個人的には、「組織の記憶力を高めるためにはWhatよりもWho knows whatが大事」というトランザクティブメモリーの話や、イノベーションを起こすための「知の探索と知の進化の両利きの経営」といったトピックは、いまの会社の経営にも参考になり、とても面白かった。

また、最近は社会心理学者の山岸俊男先生の著作を、アメリカのWebサービスが日本でそのまま受け入れられない理由を考える上で参考にしていたのだが、その先生の研究が海外の経営学で取り入れられているという話は、我が意を得たりという感覚を持ったし、社会心理学の研究をも取り入れて進化している経営学の奥深さにもグッときた。

MBAで学んだ知識のリフレッシュになる章もあり、読んでいて飽きない。

どの章も、割りと知られた常識の話から始まり、現在の「知のフロンティア」の紹介で終わるという流れなので、さらにその背後にある世界の「経営学の知」がいかに膨大かを感じられて、とてもワクワクするのだ。



経営学の限界とその向こう側


昔MBAブログを書いていた時、こんなことを書いていた。


MBAには最先端はないのだ。おもしろいと評判になる授業は各授業に関連する業界の「最先端」にいる人が教授と一緒に教壇に立つ授業だったりする。生徒の視点からすれば、他業界の最先端ってこんな感じかなって雰囲気は掴めても、それを修得するなんて全くできないし、同業界から来た生徒であれば完全に時代遅れの話にしか聞こえないこともある。
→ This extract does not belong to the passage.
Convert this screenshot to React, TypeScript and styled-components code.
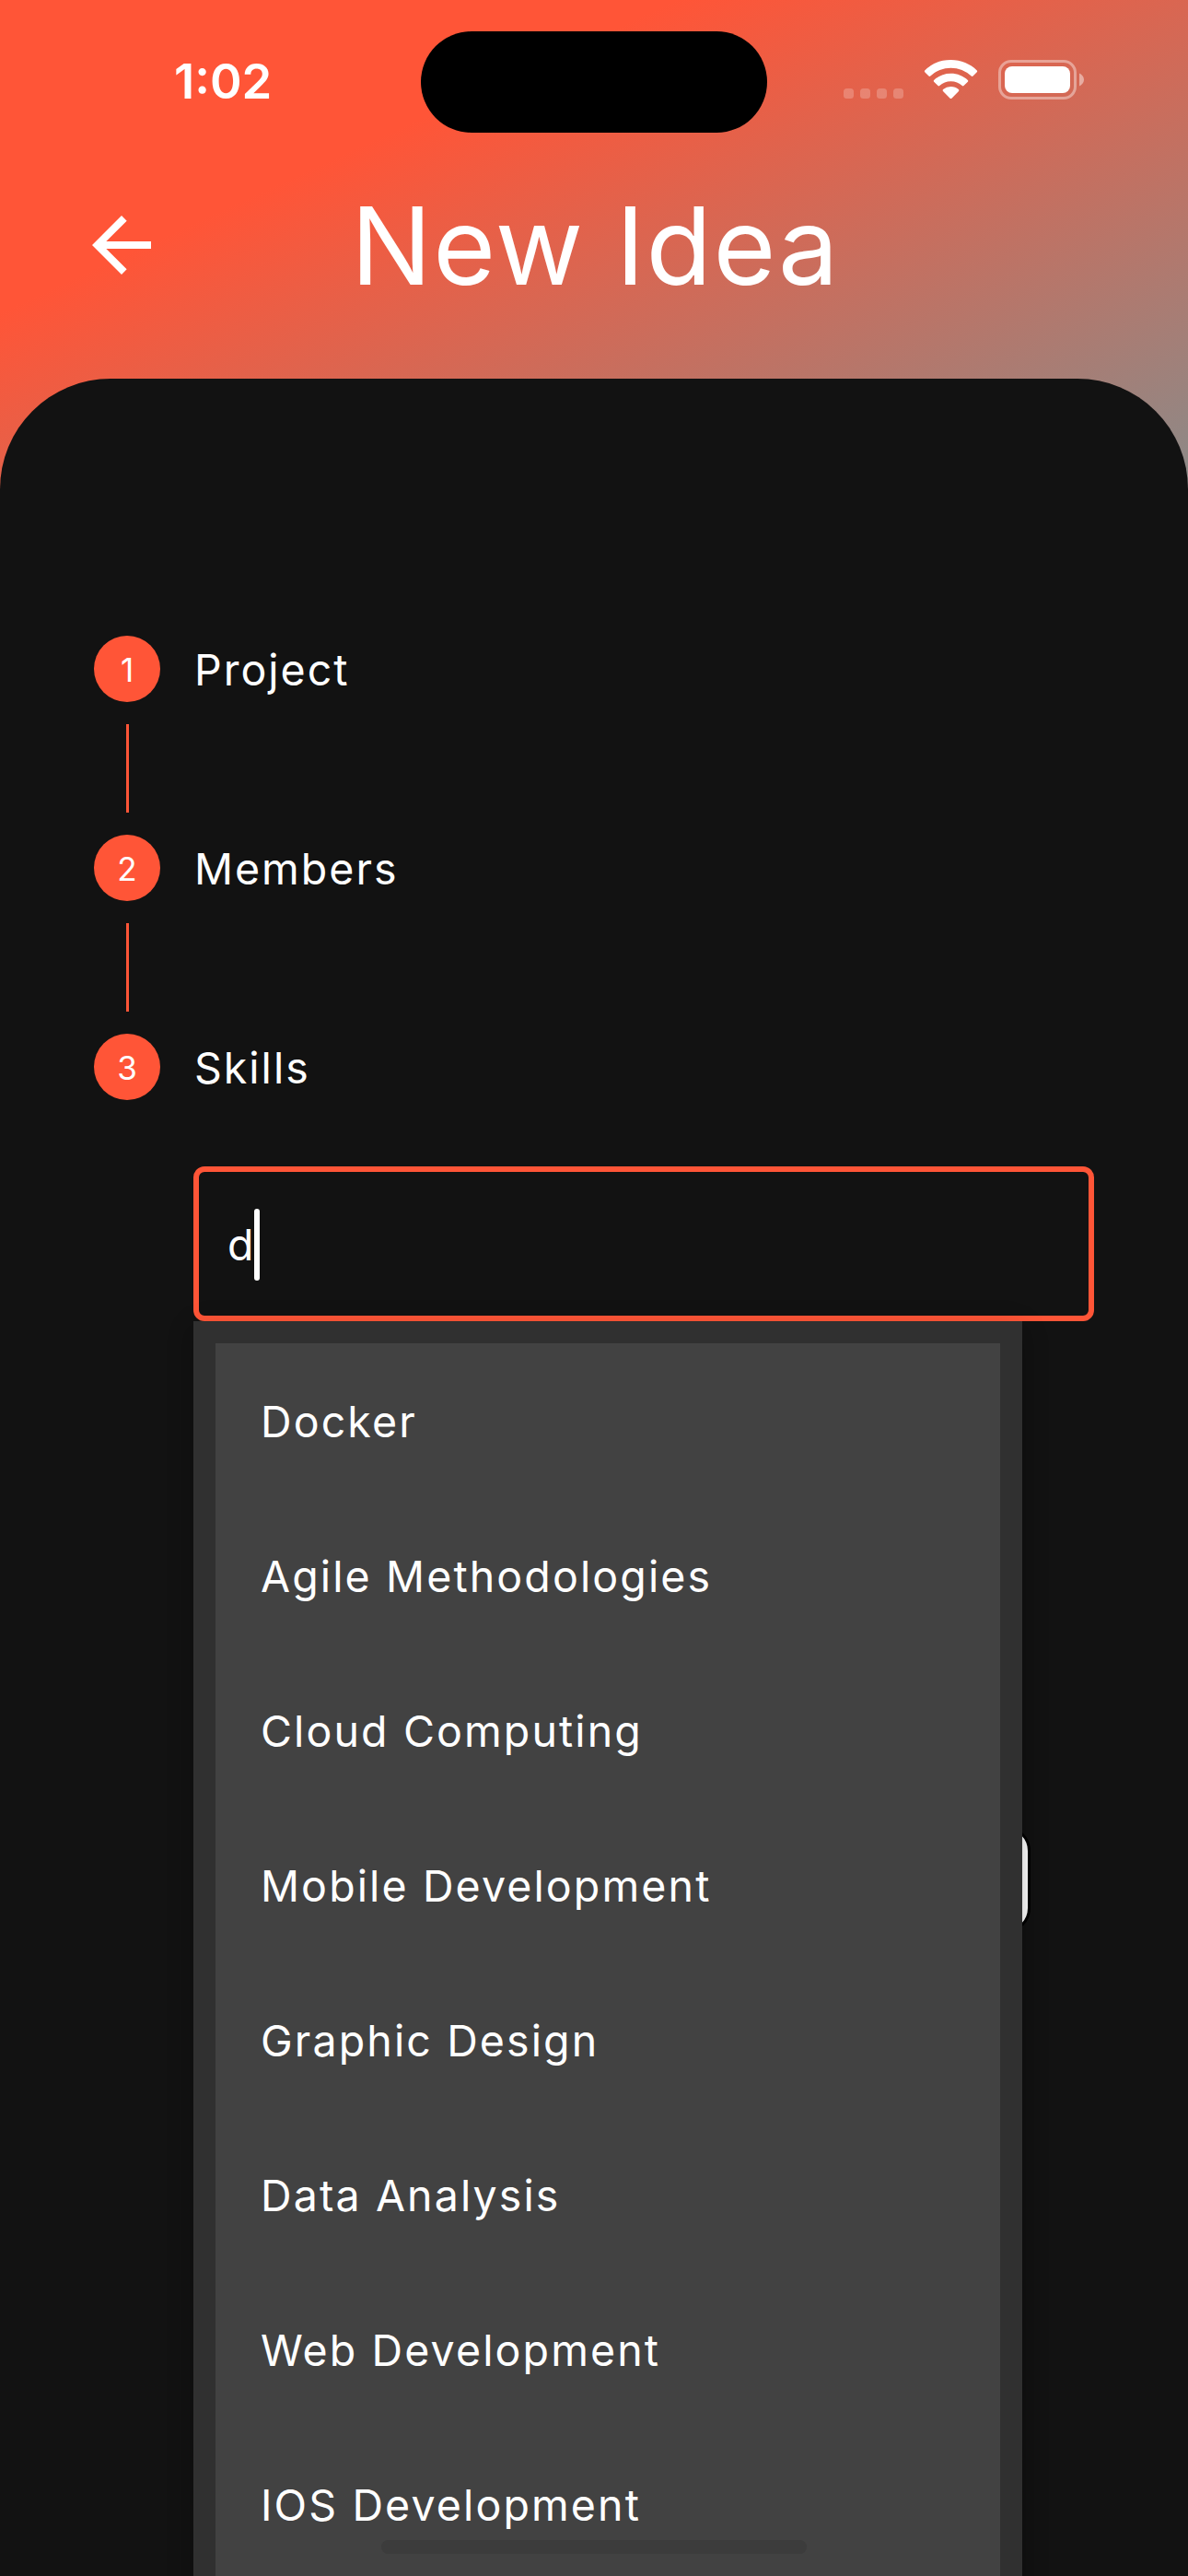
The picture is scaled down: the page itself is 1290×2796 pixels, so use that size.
import React from "react";
import styled, { createGlobalStyle } from "styled-components";

const ORANGE = "#ff5537";

const GlobalStyle = createGlobalStyle`
  * { box-sizing: border-box; }
  html, body { margin: 0; padding: 0; background: #121212; }
  body { font-family: Inter, "Liberation Sans", sans-serif; color: #fff; }
`;

const Screen = styled.div`
  position: relative;
  width: 1290px;
  height: 2796px;
  overflow: hidden;
  display: flex;
  flex-direction: column;
  background: linear-gradient(155.23deg, ${ORANGE} 10%, #898b8a 33.5%);
`;

const StatusBar = styled.header`
  display: flex;
  align-items: flex-start;
  height: 177px;
  flex: none;
`;

const Clock = styled.div`
  width: 457px;
  padding: 57px 0 0 189px;
  font-size: 52.5px;
  line-height: 63px;
  font-weight: 600;
  letter-spacing: 0;
`;

const Island = styled.div`
  width: 376px;
  height: 110px;
  margin-top: 34px;
  border-radius: 55px;
  background: #000;
`;

const StatusIcons = styled.svg`
  display: block;
  width: 270px;
  height: 50px;
  margin: 62px 0 0 77px;
`;

const TitleBar = styled.div`
  display: grid;
  grid-template-columns: 84px 96px 1fr 180px;
  align-items: center;
  height: 178px;
  margin-bottom: 56px;
  flex: none;
`;

const BackButton = styled.button`
  grid-column: 2;
  width: 96px;
  height: 96px;
  padding: 0;
  border: 0;
  background: none;
  color: #fff;
  svg { display: block; width: 96px; height: 96px; fill: currentColor; }
`;

const Title = styled.h1`
  margin: 0;
  padding: 2px 0 0 3px;
  text-align: center;
  font-size: 116.5px;
  line-height: 140px;
  font-weight: 400;
  letter-spacing: 1.5px;
  white-space: nowrap;
`;

const Panel = styled.main`
  position: relative;
  flex: 1;
  padding: 279px 102px 0;
  border-radius: 120px 120px 0 0;
  background: #121212;
`;

const Step = styled.div`
  display: flex;
  align-items: center;
  height: 72px;
`;

const Bullet = styled.span`
  display: flex;
  align-items: center;
  justify-content: center;
  width: 72px;
  height: 72px;
  margin-right: 37px;
  border-radius: 50%;
  background: ${ORANGE};
  font-size: 35px;
  line-height: 44px;
  padding-top: 2px;
`;

const StepLabel = styled.span`
  font-size: 46.5px;
  line-height: 56px;
  letter-spacing: 2px;
  padding-top: 2px;
`;

const Connector = styled.div`
  width: 3px;
  height: 96px;
  margin: 24px 0 24px 34.5px;
  background: ${ORANGE};
`;

const FieldArea = styled.div`
  position: relative;
  margin: 72px 0 0 108px;
`;

const Field = styled.div`
  display: flex;
  align-items: center;
  height: 168px;
  padding: 1px 0 0 31px;
  border: 6px solid ${ORANGE};
  border-radius: 12px;
  font-size: 46.5px;
  line-height: 56px;
`;

const Caret = styled.i`
  width: 6px;
  height: 78px;
  margin-left: 1px;
  border-radius: 3px;
  background: #fff;
`;

const NextButton = styled.div`
  position: absolute;
  top: 716px;
  right: 69px;
  width: 300px;
  height: 116px;
  border: 3px solid #000;
  border-radius: 27px;
  background: #fff;
`;

const Menu = styled.ul`
  position: absolute;
  top: 168px;
  left: 0;
  width: 900px;
  height: 1400px;
  margin: 0;
  padding: 24px;
  list-style: none;
  background: #303030;
  box-shadow: 0 12px 15px -3px rgba(0, 0, 0, 0.2), 0 6px 30px rgba(0, 0, 0, 0.14);
`;

const Option = styled.li`
  display: flex;
  align-items: center;
  height: 168px;
  padding: 1px 0 0 49px;
  background: #424242;
  font-size: 46.5px;
  line-height: 56px;
  letter-spacing: 2.12px;
  white-space: nowrap;
`;

const HomeIndicator = styled.div`
  position: absolute;
  left: 414px;
  bottom: 24px;
  width: 462px;
  height: 15px;
  border-radius: 8px;
  background: #3c3c3c;
`;

const steps = ["Project", "Members", "Skills"];

const options = [
  "Docker",
  "Agile Methodologies",
  "Cloud Computing",
  "Mobile Development",
  "Graphic Design",
  "Data Analysis",
  "Web Development",
  "IOS Development",
];

function StatusGlyphs() {
  return (
    <StatusIcons viewBox="910 62 270 50" fill="#fff">
      {[916, 934, 952, 970].map((x) => (
        <rect key={x} x={x} y="96" width="11" height="11" rx="3.5" opacity="0.22" />
      ))}
      <path d="M1032.5 65c11 0 21 4.300 28.300 11.400.500.500.5 1.300 0 1.800l-4.300 4.400c-.5.500-1.300.5-1.800 0a32 32 0 0 0-44.400 0c-.5.500-1.300.5-1.800 0l-4.300-4.400c-.5-.5-.5-1.300 0-1.800a40.500 40.500 0 0 1 28.300-11.400z" />
      <path d="M1032.500 79.700c7 0 13.500 2.700 18.400 7.200.5.500.5 1.300 0 1.800l-4.400 4.400c-.5.500-1.200.5-1.700 0a18.200 18.200 0 0 0-24.600 0c-.5.500-1.200.5-1.700 0l-4.400-4.400c-.5-.5-.5-1.300 0-1.800a27 27 0 0 1 18.400-7.200z" />
      <path d="M1032.500 94c3.200 0 6.200 1.200 8.400 3.100.6.500.6 1.300.1 1.800l-7.600 7.800c-.5.500-1.300.5-1.800 0l-7.600-7.800c-.5-.5-.5-1.300.1-1.800a13 13 0 0 1 8.400-3.100z" />
      <rect x="1085.500" y="66.500" width="82" height="40" rx="12.500" fill="none" stroke="#fff" strokeWidth="3" opacity="0.4" />
      <rect x="1091" y="72" width="71" height="29" rx="8" />
      <path d="M1172 79.500c3 1.300 5 4.100 5 7s-2 5.700-5 7z" opacity="0.45" />
    </StatusIcons>
  );
}

export default function App() {
  return (
    <>
      <GlobalStyle />
      <Screen>
        <StatusBar>
          <Clock>1:02</Clock>
          <Island />
          <StatusGlyphs />
        </StatusBar>
        <TitleBar>
          <BackButton aria-label="Back">
            <svg viewBox="0 0 24 24">
              <path d="M20 11H7.830l5.590-5.590L12 4l-8 8 8 8 1.410-1.410L7.830 13H20v-2z" />
            </svg>
          </BackButton>
          <Title>New Idea</Title>
        </TitleBar>
        <Panel>
          {steps.map((label, i) => (
            <React.Fragment key={label}>
              {i > 0 && <Connector />}
              <Step>
                <Bullet>{i + 1}</Bullet>
                <StepLabel>{label}</StepLabel>
              </Step>
            </React.Fragment>
          ))}
          <FieldArea>
            <Field>
              d<Caret />
            </Field>
            <NextButton />
            <Menu>
              {options.map((name) => (
                <Option key={name}>{name}</Option>
              ))}
            </Menu>
          </FieldArea>
        </Panel>
        <HomeIndicator />
      </Screen>
    </>
  );
}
まあ、教授の授業よりは現場の人の話の方がおもしろいとは多くの人が持つ感想だろう。

ただ、「おもしろいということと、真理に近いかは別の話」であるし、教授からしてみたら初歩的な理論を教える授業の裏側ではその何倍もの時間を使って最先端の研究をしているわけで、ちょっと狭い見方をし過ぎていたなぁと今になって恥ずかしかったりする(苦笑)
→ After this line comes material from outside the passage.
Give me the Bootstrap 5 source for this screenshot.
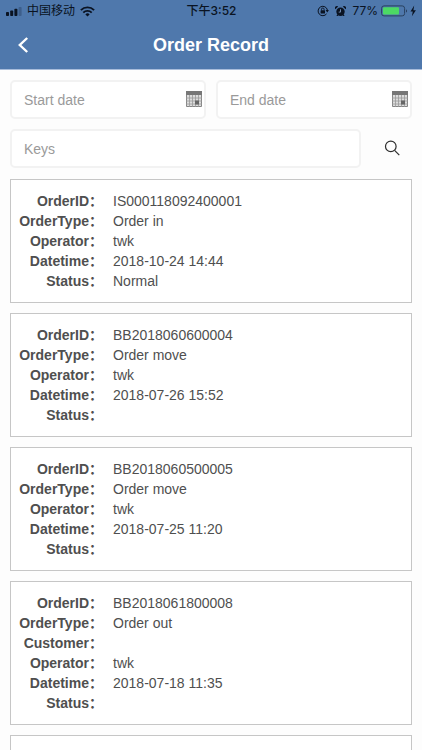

今回久しぶりにMBA時代のマテリアルを読み返してみたら、当時理解できていなかっただけで、割りと最新の理論についても触れていたのを今になって理解でき、自分の能力不足に残念な思いをもったりする。

そんな意味でも、過去に一定程度経営学や経営の理論フレームワークについて触れたことがある人にこの本は強くオススメだ。

そしてこの本のスタンスというか「良心」は、Part3の「経営学は本当に役に立つのか」「それでも経営学は進化しつづける」の二章に現れている。
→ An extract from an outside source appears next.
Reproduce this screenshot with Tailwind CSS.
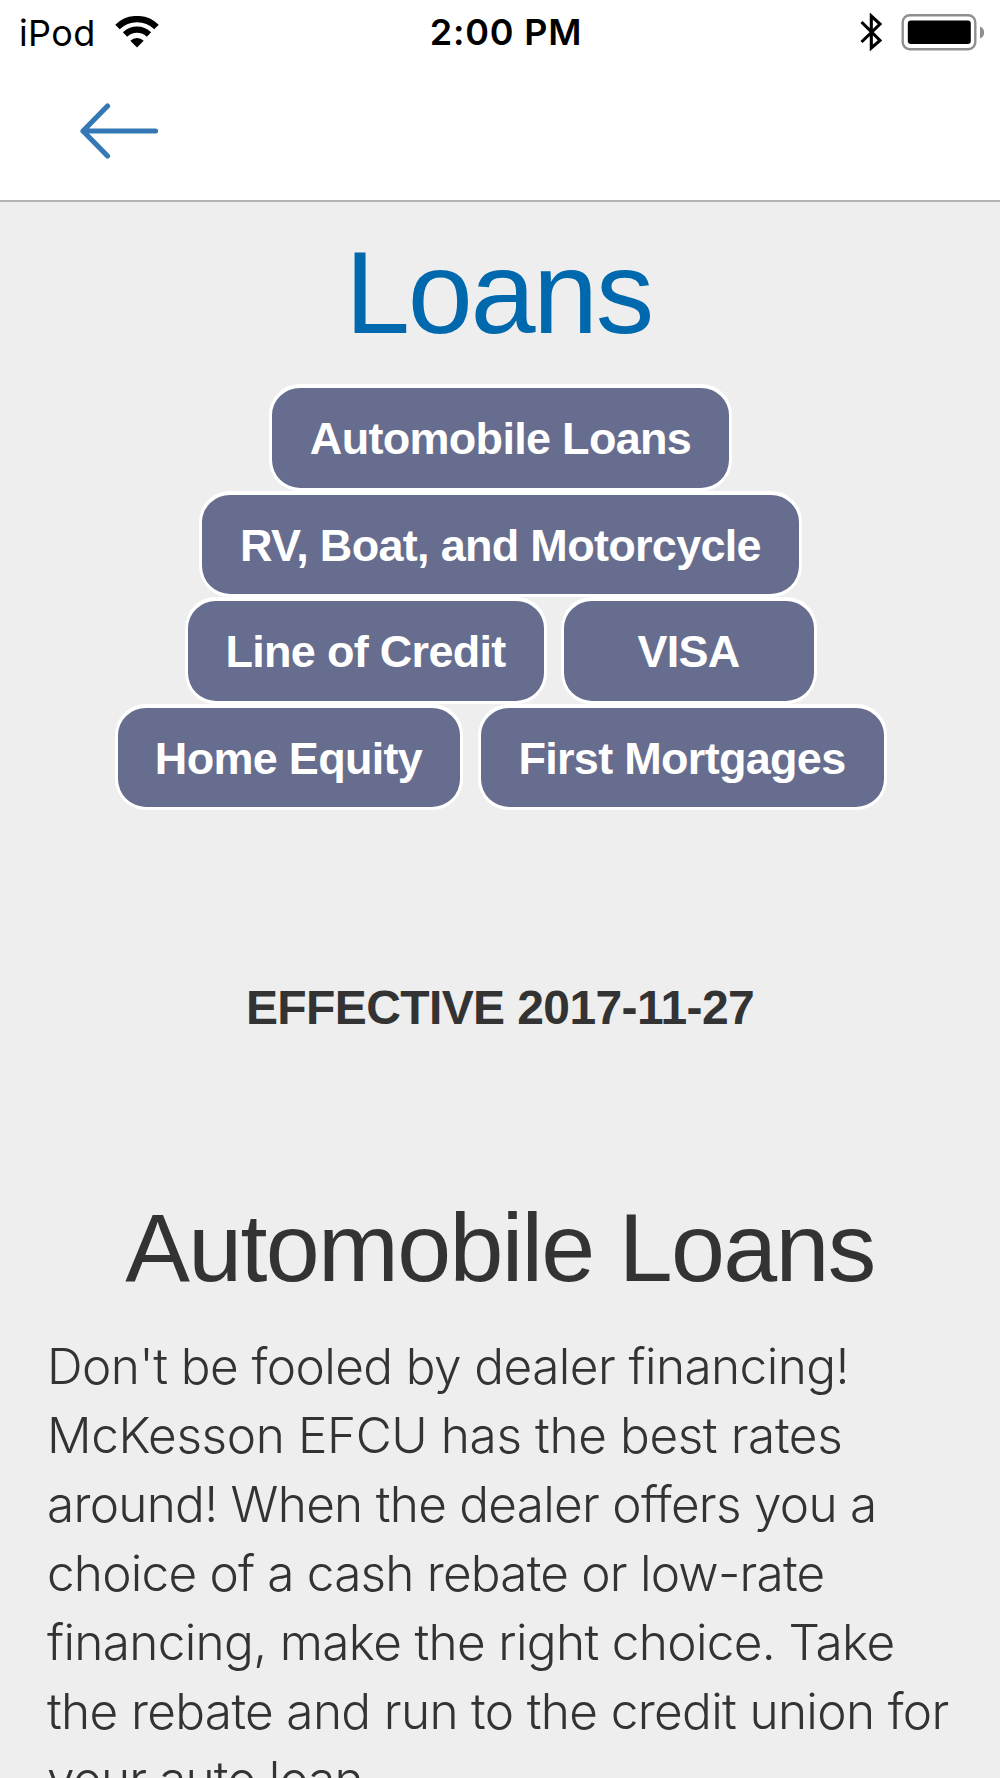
<!DOCTYPE html>
<html lang="en">
<head>
  <meta charset="utf-8">
  <meta name="viewport" content="width=device-width, initial-scale=1">
  <title>Loans</title>
  <script src="https://cdn.jsdelivr.net/npm/@tailwindcss/browser@4"></script>
</head>
<body class="bg-[#eeeeee] text-[#333333] font-['Liberation_Sans',Arial,sans-serif]">
  <div class="w-[1000px] h-[1778px] overflow-hidden">

    <!-- Header -->
    <header class="h-[202px] bg-white border-b-2 border-[#b4b4b4]">
      <div class="grid grid-cols-3 items-center h-16 pl-[19px] pr-[15px] text-black text-[36px] leading-none font-['Inter',sans-serif]">
        <div class="flex items-center gap-[19px]">
          <span class="pt-px text-[36px] tracking-[0.4px]">iPod</span>
          <svg class="w-[44px] h-[32px]" viewBox="0 0 44 32">
            <path d="M2.5 11A28 28 0 0 1 41.5 11" fill="none" stroke="#000" stroke-width="6.4"/>
            <path d="M10 18.5A17.3 17.3 0 0 1 34 18.5" fill="none" stroke="#000" stroke-width="6.2"/>
            <path d="M22 31.5L15.3 24.8A9.6 9.6 0 0 1 28.7 24.8Z"/>
          </svg>
        </div>
        <div class="pl-[8px] text-center"><span class="font-semibold tracking-[0.8px] whitespace-nowrap">2:00 PM</span></div>
        <div class="flex items-center justify-end gap-[19px]">
          <svg class="w-[22px] h-[38px]" viewBox="0 0 22 38" fill="none" stroke="#000" stroke-width="3.1">
            <path d="M1.5 9L20 27.5L11.3 35V3L20 11L1.5 29"/>
          </svg>
          <svg class="w-[84px] h-[37px]" viewBox="0 0 84 37">
            <rect x="1.7" y="1.2" width="72.6" height="34" rx="7" fill="#fff" stroke="#8f8f8f" stroke-width="2.4"/>
            <rect x="6.8" y="6.5" width="63" height="23.5" rx="3"/>
            <path d="M79 12.5C84.5 14 84.5 23 79 24.5Z" fill="#8f8f8f"/>
          </svg>
        </div>
      </div>
      <a href="#" class="block w-[78px] mt-[38px] ml-20">
        <svg class="w-[78px] h-[57px]" viewBox="0 0 78 57" fill="none" stroke="#3478b5" stroke-width="5.2" stroke-linecap="round" stroke-linejoin="round">
          <path d="M27.5 4L3 29L27.5 54M3 29H75.5"/>
        </svg>
      </a>
    </header>

    <!-- Loans -->
    <main class="text-center">
      <h1 class="h-[182px] pt-[31px] pr-[3px] text-[117px] leading-[120px] text-[#0068ad]"><span class="tracking-[-2.4px]">Loans</span></h1>

      <nav class="flex flex-col items-center pl-px text-white text-[45px] font-bold whitespace-nowrap tracking-[-0.7px]">
        <a href="#" class="flex items-center justify-center w-[463px] h-[106.5px] pt-0.5 bg-[#676d8e] border-3 border-t-4 border-white rounded-[31px]">Automobile Loans</a>
        <a href="#" class="flex items-center justify-center w-[603px] h-[106.5px] pt-0.5 bg-[#676d8e] border-3 border-t-4 border-white rounded-[31px]">RV, Boat, and Motorcycle</a>
        <div class="flex gap-[14px]">
          <a href="#" class="flex items-center justify-center w-[362px] h-[106.5px] pt-0.5 bg-[#676d8e] border-3 border-t-4 border-white rounded-[31px]">Line of Credit</a>
          <a href="#" class="flex items-center justify-center w-[256px] h-[106.5px] pt-0.5 bg-[#676d8e] border-3 border-t-4 border-white rounded-[31px]">VISA</a>
        </div>
        <div class="flex gap-[15px]">
          <a href="#" class="flex items-center justify-center w-[348px] h-[106.5px] pt-0.5 bg-[#676d8e] border-3 border-t-4 border-white rounded-[31px]">Home Equity</a>
          <a href="#" class="flex items-center justify-center w-[409px] h-[106.5px] pt-0.5 bg-[#676d8e] border-3 border-t-4 border-white rounded-[31px]">First Mortgages</a>
        </div>
      </nav>

      <p class="mt-[168px] text-[48px] leading-[60px] font-bold tracking-[-0.6px]">EFFECTIVE 2017-11-27</p>

      <h2 class="mt-[155px] text-[97px] leading-[110px] tracking-[-1.7px] whitespace-nowrap">Automobile Loans</h2>

      <p class="mt-[29px] pl-[47px] text-left text-[49.5px] leading-[68.9px] font-light whitespace-nowrap font-['Inter',sans-serif]">
        <span class="tracking-[-0.58px]">Don't be fooled by dealer financing!</span><br>
        <span class="tracking-[-0.4px]">McKesson EFCU has the best rates</span><br>
        <span class="tracking-[-0.73px]">around! When the dealer offers you a</span><br>
        <span class="tracking-[-0.8px]">choice of a cash rebate or low-rate</span><br>
        <span class="tracking-[-0.67px]">financing, make the right choice. Take</span><br>
        <span class="tracking-[-0.66px]">the rebate and run to the credit union for</span><br>
        <span class="tracking-[-0.9px]">your auto loan.</span>
      </p>
    </main>
  </div>
</body>
</html>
経営学や、あるいはその中の一派の原理主義的になりがちなのがこの手の本だと思うのだが、どの章も中立的な議論になるように配慮されている。

そして、面白い理論への偏重や平均に基づく統計手法の限界など、経営学の限界についてもとても率直に書いてある。

だからこそ、まだまだ発展途上の経営学の未来が楽しみにもなる。

確かに現時点では、経営学は科学としては弱い。
いくら統計的な手法を用いているとは言え、広い人間の営みを演繹法的に導き出すには限界がある。

でも、だからこそ、知的な楽しみがある。
経営学の標準がこうだ、という話と、経営学で言っていることは正しい、という話にはまだまだ乖離があるのだ。

経営学を知って楽しいのは、知識があることで現実世界を見て驚けるからだ。
知識がなければ、世の中の動きが理論通りなのか理論と違うのかの判断もつかず、驚くことができない。

ぜひ、経営学という文脈での教養を身につけて、より一段高いレベルでの知的な楽しみを持とうではないか。